**Problem to solve**: Provide only the number of lines in the data below that contain the word "React".
================================
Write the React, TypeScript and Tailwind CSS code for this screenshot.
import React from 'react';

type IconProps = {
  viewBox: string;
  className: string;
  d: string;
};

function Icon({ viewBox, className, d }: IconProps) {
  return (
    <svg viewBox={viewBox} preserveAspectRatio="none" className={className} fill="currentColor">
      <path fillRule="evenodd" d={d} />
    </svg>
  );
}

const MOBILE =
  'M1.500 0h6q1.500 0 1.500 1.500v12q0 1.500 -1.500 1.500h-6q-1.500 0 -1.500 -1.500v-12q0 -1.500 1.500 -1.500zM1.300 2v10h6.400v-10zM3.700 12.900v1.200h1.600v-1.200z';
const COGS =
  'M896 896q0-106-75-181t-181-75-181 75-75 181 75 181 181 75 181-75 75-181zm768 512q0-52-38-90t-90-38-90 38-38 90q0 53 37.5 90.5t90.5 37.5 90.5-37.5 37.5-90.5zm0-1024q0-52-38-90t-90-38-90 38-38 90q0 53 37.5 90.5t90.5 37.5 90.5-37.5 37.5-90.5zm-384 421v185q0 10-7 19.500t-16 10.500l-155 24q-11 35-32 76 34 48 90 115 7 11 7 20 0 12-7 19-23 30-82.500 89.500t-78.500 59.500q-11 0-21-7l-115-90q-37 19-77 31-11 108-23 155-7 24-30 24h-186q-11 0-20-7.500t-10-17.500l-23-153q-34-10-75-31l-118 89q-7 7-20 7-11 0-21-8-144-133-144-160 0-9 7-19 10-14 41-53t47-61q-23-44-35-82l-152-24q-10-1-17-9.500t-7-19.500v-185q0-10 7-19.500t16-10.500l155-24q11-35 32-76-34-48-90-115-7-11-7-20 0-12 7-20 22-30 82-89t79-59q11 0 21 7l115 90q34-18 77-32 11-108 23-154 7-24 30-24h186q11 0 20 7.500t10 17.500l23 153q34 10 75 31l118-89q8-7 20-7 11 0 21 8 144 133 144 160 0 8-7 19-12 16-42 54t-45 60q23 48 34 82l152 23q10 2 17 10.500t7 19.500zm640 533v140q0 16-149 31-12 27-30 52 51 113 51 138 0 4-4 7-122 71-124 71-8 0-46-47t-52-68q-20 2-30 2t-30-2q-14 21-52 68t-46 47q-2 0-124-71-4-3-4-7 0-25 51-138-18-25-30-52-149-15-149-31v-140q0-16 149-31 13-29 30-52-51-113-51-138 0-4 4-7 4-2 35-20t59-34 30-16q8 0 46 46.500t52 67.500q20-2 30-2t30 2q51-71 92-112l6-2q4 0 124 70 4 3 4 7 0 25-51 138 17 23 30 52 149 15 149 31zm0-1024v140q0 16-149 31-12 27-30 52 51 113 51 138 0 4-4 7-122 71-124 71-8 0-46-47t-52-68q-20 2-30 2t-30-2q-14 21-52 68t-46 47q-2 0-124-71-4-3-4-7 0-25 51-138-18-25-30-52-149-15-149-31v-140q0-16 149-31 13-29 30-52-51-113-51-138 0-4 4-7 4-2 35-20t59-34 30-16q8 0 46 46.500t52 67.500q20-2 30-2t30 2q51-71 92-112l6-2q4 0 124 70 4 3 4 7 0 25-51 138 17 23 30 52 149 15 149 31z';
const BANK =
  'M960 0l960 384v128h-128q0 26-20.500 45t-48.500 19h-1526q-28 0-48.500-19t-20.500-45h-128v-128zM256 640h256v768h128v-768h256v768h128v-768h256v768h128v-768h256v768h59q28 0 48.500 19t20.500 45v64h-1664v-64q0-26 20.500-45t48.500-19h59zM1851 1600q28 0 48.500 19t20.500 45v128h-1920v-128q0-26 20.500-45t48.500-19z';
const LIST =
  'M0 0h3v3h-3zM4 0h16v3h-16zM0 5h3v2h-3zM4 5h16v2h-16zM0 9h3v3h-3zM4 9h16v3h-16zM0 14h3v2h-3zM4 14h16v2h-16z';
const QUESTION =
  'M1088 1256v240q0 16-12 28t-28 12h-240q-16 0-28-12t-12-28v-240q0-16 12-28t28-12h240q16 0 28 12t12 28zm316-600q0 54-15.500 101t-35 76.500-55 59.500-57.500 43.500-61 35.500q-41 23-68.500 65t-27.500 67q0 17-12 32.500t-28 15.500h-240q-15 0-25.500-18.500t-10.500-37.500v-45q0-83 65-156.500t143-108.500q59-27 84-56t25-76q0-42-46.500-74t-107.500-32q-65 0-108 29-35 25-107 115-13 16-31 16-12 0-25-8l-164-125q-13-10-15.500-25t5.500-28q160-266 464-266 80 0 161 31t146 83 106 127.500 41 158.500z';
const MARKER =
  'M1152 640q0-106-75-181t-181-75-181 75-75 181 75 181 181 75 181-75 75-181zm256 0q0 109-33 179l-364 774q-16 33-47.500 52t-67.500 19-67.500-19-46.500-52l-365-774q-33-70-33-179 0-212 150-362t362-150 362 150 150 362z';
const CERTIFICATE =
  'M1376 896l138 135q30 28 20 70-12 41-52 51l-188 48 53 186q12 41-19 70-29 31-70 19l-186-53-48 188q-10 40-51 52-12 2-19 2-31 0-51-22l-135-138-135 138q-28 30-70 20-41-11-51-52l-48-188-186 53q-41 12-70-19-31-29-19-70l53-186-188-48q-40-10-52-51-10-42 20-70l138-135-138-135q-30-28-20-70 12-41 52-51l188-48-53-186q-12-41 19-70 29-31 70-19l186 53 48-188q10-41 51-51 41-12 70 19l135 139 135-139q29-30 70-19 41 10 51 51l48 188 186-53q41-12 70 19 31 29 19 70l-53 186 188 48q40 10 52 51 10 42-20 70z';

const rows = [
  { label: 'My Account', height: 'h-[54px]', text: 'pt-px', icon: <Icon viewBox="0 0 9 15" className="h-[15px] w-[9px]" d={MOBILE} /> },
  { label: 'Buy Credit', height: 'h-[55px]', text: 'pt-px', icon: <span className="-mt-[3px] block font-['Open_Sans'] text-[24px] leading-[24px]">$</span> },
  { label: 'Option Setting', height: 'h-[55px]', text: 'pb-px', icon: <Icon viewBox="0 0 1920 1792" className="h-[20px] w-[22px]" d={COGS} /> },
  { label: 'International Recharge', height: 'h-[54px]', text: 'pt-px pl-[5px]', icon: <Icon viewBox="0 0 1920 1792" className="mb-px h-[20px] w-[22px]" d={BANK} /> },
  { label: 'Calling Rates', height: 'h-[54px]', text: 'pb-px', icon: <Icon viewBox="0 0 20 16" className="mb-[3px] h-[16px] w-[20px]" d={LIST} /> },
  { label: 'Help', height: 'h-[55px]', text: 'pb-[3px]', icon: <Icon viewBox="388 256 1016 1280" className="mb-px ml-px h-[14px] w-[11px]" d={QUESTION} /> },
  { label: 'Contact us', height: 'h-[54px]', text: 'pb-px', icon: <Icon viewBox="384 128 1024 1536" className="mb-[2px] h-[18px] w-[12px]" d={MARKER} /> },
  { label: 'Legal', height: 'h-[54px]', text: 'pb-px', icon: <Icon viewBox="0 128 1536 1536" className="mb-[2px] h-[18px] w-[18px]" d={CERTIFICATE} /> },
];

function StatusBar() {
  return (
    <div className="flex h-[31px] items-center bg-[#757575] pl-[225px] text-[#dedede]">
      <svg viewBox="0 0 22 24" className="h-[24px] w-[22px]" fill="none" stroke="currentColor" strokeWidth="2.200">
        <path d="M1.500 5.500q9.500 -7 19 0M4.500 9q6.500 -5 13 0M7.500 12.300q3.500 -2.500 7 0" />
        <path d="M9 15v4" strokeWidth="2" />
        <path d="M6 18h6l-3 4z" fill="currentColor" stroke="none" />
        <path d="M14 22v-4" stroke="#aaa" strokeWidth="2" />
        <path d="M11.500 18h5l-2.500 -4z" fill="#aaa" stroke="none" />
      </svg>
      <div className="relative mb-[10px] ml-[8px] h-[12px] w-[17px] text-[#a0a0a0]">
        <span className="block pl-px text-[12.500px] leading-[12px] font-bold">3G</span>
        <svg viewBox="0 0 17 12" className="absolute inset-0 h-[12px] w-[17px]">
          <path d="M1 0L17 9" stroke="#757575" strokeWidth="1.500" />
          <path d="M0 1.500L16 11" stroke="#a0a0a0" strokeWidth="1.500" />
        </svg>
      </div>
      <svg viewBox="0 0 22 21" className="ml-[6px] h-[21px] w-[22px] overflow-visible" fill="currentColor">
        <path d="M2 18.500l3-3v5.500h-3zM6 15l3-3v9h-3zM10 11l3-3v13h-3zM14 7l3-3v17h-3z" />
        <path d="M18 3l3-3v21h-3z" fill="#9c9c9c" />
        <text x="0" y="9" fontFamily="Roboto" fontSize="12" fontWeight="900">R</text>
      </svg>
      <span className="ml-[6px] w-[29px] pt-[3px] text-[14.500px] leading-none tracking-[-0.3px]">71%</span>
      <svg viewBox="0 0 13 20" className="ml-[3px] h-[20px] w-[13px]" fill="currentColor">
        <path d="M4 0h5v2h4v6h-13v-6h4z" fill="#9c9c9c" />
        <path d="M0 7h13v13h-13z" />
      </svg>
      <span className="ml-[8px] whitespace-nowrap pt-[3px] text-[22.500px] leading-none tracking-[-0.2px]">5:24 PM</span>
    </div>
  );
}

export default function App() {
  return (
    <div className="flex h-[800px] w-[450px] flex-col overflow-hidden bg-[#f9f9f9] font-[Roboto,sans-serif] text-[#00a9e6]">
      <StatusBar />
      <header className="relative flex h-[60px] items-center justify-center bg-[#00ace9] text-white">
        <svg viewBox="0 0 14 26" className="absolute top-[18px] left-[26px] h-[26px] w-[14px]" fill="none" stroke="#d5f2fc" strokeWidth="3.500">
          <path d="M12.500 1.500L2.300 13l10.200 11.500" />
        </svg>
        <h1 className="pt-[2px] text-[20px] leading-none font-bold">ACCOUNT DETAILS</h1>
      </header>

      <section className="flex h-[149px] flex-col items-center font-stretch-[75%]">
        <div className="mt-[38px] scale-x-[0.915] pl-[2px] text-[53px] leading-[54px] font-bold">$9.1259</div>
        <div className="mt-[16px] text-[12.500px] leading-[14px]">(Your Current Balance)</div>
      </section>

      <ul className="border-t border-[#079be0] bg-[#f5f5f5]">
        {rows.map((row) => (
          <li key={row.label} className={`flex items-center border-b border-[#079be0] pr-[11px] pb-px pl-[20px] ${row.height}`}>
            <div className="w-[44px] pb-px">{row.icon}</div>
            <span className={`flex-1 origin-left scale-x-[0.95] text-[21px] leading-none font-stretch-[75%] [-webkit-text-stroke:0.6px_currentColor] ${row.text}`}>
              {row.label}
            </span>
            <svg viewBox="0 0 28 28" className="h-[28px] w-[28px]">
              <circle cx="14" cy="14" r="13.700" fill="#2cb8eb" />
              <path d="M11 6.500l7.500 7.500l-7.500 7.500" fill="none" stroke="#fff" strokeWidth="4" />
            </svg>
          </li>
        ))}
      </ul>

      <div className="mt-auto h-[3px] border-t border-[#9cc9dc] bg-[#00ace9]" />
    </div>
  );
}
================================
**Finished answer**: 2